## Aim
Search the data for the string "styles" and extract every line where it appears.

## START Record set

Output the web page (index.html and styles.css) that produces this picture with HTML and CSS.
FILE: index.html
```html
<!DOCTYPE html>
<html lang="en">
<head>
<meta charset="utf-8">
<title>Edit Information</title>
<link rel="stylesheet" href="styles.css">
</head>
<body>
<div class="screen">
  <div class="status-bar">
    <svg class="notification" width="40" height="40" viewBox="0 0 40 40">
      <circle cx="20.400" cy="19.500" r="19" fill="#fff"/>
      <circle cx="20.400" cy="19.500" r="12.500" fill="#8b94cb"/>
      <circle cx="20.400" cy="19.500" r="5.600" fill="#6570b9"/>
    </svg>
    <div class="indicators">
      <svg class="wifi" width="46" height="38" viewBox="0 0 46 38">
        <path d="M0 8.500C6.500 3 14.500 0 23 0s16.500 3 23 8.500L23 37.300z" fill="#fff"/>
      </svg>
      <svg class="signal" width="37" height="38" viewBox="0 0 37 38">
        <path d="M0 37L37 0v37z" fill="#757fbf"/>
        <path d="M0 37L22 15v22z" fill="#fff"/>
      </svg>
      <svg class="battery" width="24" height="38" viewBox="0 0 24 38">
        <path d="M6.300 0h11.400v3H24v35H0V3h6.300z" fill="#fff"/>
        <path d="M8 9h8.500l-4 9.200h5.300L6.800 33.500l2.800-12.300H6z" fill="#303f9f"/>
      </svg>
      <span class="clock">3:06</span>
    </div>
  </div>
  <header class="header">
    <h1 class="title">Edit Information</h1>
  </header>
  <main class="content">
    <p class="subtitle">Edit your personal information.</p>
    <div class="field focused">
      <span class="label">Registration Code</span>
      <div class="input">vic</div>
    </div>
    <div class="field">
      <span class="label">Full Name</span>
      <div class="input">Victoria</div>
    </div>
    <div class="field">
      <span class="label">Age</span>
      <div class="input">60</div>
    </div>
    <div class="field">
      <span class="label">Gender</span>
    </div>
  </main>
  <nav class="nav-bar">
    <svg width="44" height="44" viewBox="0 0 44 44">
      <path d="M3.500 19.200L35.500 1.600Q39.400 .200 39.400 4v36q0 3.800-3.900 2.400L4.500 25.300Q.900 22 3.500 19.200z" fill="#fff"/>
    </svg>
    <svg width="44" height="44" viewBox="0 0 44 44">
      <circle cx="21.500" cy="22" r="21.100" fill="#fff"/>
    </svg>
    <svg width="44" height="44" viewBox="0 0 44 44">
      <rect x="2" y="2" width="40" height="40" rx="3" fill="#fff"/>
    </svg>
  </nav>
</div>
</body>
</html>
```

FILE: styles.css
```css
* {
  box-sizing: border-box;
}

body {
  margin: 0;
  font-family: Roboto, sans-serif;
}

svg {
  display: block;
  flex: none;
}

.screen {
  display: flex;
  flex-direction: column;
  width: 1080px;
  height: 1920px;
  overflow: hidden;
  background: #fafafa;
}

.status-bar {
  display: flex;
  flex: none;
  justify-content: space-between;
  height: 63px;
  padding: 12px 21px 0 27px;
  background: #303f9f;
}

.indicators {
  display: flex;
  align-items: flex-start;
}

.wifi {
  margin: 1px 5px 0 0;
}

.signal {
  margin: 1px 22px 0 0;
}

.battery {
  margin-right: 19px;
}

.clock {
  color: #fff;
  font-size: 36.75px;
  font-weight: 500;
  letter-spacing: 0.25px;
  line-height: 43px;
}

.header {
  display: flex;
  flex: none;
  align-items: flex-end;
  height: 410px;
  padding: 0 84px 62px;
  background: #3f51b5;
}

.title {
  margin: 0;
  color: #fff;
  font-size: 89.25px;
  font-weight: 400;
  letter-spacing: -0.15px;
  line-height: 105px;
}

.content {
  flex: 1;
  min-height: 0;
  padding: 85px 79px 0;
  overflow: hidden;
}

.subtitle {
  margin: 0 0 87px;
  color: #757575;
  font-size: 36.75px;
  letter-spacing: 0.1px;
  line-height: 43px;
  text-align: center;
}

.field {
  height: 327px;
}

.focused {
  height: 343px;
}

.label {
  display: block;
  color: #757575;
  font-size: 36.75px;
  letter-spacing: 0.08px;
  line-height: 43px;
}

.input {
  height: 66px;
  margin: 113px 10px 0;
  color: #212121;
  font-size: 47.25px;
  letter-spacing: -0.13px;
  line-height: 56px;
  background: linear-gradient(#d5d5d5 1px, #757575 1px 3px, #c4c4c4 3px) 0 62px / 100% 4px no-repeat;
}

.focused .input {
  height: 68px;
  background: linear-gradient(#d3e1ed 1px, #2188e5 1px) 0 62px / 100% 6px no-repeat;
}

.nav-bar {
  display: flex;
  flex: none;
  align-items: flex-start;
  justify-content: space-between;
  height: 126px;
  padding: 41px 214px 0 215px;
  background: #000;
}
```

## END Record set
## START Record set

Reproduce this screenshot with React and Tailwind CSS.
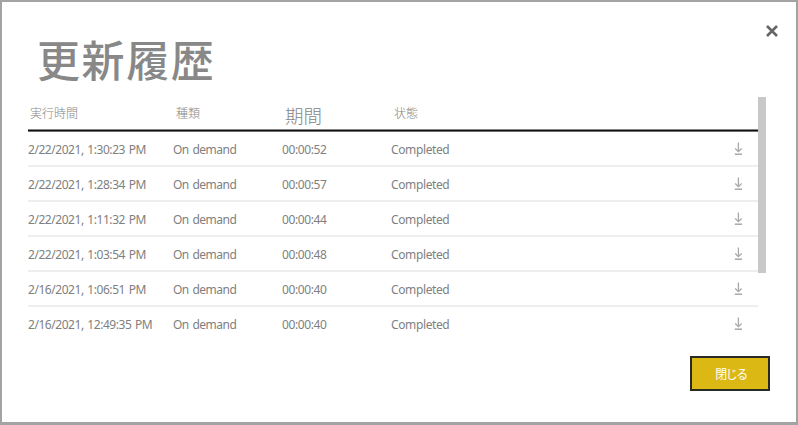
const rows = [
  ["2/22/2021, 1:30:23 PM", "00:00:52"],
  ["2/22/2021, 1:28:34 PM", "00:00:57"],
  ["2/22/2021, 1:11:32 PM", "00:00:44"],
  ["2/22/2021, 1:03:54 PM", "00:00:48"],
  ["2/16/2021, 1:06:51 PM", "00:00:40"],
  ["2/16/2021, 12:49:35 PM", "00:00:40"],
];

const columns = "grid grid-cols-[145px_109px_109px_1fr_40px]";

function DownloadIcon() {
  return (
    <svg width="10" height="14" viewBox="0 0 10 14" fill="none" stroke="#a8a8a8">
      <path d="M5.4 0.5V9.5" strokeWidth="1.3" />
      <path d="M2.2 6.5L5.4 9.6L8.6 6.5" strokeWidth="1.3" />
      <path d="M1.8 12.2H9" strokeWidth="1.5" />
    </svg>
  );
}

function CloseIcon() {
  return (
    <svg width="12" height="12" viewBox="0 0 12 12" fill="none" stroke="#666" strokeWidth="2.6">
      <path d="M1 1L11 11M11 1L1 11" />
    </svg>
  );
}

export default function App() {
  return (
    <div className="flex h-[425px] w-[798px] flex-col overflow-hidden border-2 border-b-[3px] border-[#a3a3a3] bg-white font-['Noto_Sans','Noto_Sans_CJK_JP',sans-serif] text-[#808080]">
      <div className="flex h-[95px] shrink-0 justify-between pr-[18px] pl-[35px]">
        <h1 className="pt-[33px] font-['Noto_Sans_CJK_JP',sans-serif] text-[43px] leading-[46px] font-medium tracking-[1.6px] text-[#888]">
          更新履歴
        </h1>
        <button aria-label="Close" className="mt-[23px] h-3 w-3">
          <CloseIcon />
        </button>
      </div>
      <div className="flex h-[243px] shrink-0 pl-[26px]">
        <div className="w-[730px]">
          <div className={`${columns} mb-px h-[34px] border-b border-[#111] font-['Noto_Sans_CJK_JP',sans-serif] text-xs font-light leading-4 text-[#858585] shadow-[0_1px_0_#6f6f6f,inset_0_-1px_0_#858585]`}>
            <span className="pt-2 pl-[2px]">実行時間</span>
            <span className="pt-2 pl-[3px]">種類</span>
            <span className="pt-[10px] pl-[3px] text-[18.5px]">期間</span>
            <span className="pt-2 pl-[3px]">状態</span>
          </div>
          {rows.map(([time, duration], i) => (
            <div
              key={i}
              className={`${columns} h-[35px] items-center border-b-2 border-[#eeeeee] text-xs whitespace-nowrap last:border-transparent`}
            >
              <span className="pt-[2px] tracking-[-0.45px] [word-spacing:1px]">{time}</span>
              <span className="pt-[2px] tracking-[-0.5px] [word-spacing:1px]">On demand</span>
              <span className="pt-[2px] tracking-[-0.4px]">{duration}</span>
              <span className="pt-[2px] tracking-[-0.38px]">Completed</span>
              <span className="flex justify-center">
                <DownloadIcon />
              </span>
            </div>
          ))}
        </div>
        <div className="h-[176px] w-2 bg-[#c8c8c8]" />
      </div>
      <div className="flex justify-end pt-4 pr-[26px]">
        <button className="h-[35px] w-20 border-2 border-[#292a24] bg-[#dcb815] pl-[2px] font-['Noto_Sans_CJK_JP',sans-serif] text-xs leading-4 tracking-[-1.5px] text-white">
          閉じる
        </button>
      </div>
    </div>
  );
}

## END Record set

## Answer to this task
Output the web page (index.html and styles.css) that produces this picture with HTML and CSS.
<link rel="stylesheet" href="styles.css">
FILE: styles.css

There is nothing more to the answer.